Volta e meia surge um texto de algum estudante das coisas das
línguas em Timor a dizer que o tétum é um crioulo de base lexical portuguesa, o
que é tão correto como dizer que o inglês é, na verdade, um crioulo de base
lexical francesa.
Este livro (“Ordered Profusion
– Studies in Dictionaries and the English Lexicon”), por exemplo, diz que no
“Shorter Oxford English Dictionary”
28,30% das palavras têm origem no francês antigo, incluindo o anglo-francês, ou
no francês; 28,24% são de proveniência latina; e apenas 25% do vocabulário é de
origem germânica (juntando aqui também o inglês antigo, o inglês médio, o nórdico
antigo e o holandês.
O tétum não é um crioulo de base lexical portuguesa; podemos
considerar que o tétum-praça é um crioulo cuja base lexical é o tétum-téric, o
português surge só como um superestrato posterior. A zona de Díli era originalmente
de língua mambai. É possível que muitos dos cerca de 1200 indivíduos (dos quais
15 eram brancos) que para cá vieram aquando da transferência da capital de
Lifau para aqui falassem um crioulo de base lexical portuguesa semelhante ao
crioulo de Malaca (ainda conhecido por alguns habitantes do antigo bairro de Bidau
na década de 50 do séc. XX), mas não falavam tétum (língua pouco relevante na
parte ocidental da ilha). O afluxo de gentes de vários lugares à capital provavelmente
levou a que o tétum, que na parte oriental da ilha já funcionava como língua
franca entre os vários reinos, se tornasse a língua de Díli.

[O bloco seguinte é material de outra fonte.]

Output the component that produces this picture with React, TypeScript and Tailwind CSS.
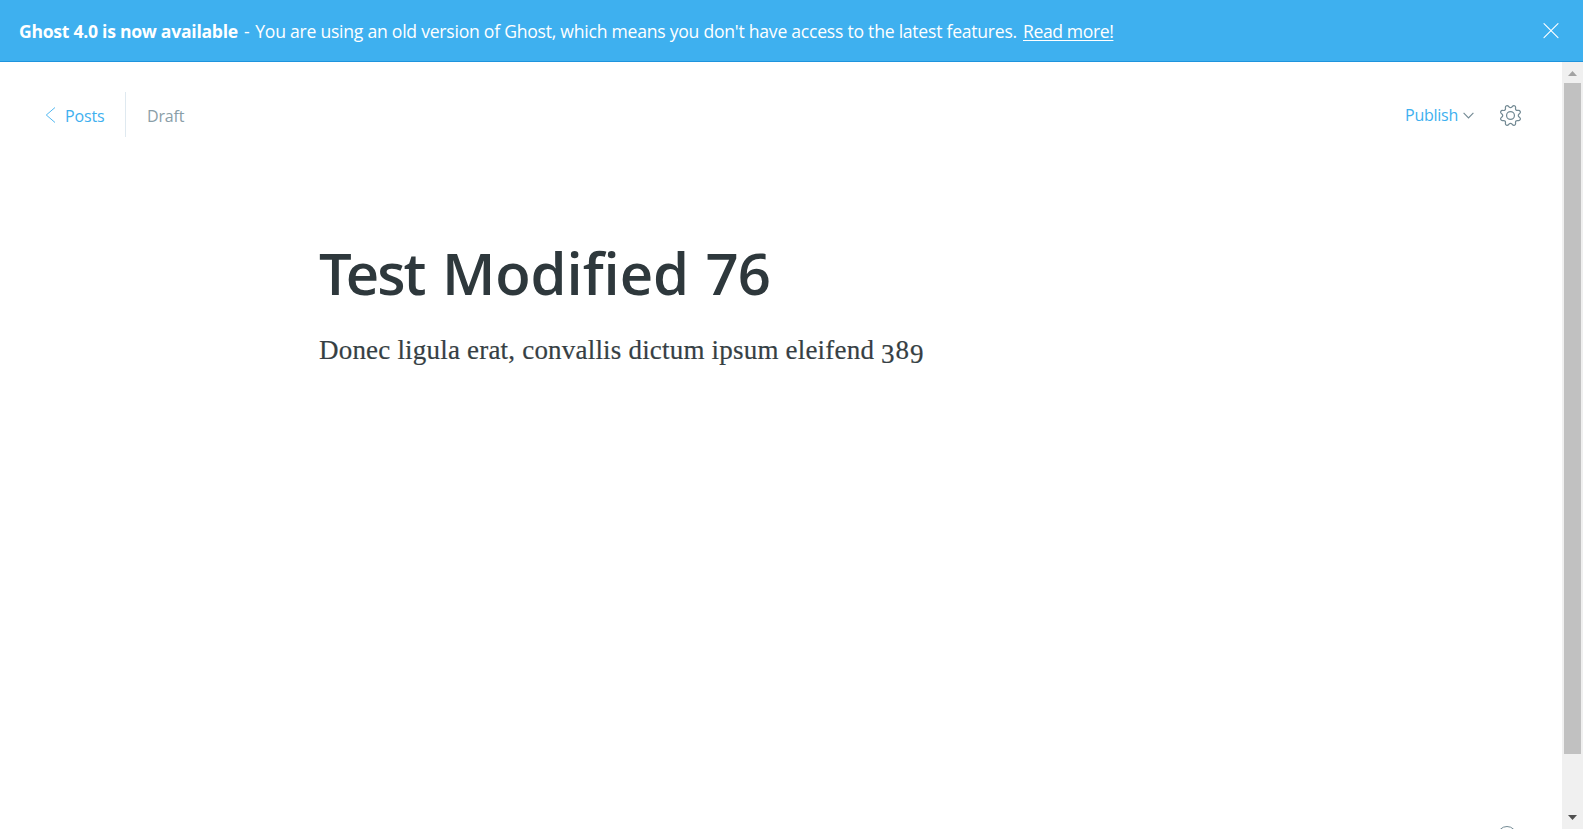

As línguas francas
tornam-se muitas vezes o idioma da população do centro urbano mais importante da
sua região; veja-se os casos do malaio Betawi que se tornou a língua de Batávia
(atual Jacarta), o crioulo malaio em Cupão e o crioulo guineense em Bissau. O
uso do tétum como língua segunda por uma grande quantidade de falantes de outros
idiomas, com destaque para os mambais, levou a que passasse por um processo de
simplificação, a que podemos chamar crioulização, mas continuando a ser de
origem tétum boa parte do léxico básico deste tétum-praça. Numa primeira fase
absorveu também muitos termos do malaio, língua franca do comércio entre ilhas,
depois passou por um processo de relexificação parcial com vocabulário do
português (daí que o tétum-praça atual – e não obstante algumas propostas
puristas recentes – inclua grande percentagem de léxico de origem portuguesa,
não apenas para os registos mais elevados e os domínios mais técnicos, mas
também para coisas do dia a dia como a fauna e flora locais, as saudações entre
as pessoas e os termos de parentesco). Mas continua a ser suficiente comparar
uma lista de Swadesh para o tétum-praça e para um crioulo de base lexical
portuguesa para ver as diferenças…
Outra coisa que se lê de vez em quando é que o tétum-praça se
chamaria assim por ser a língua do mercado. Devem pensar que estão da praça do
peixe de alguma vila piscatória portuguesa… A praça de armas era onde residia o
governador e a sua guarnição, era o centro urbano. O tétum-praça era portanto o
tétum da cidade (por modesta que fosse a cidade).
1 comentário:
Boa!!! E este é um ponto de importante diferenciação com os crioulos africanos e indo-portugueses, estes sim de base portuguesa.
Vai um texto bacana para se pensar a dimensão crioula de todas as línguas!!!!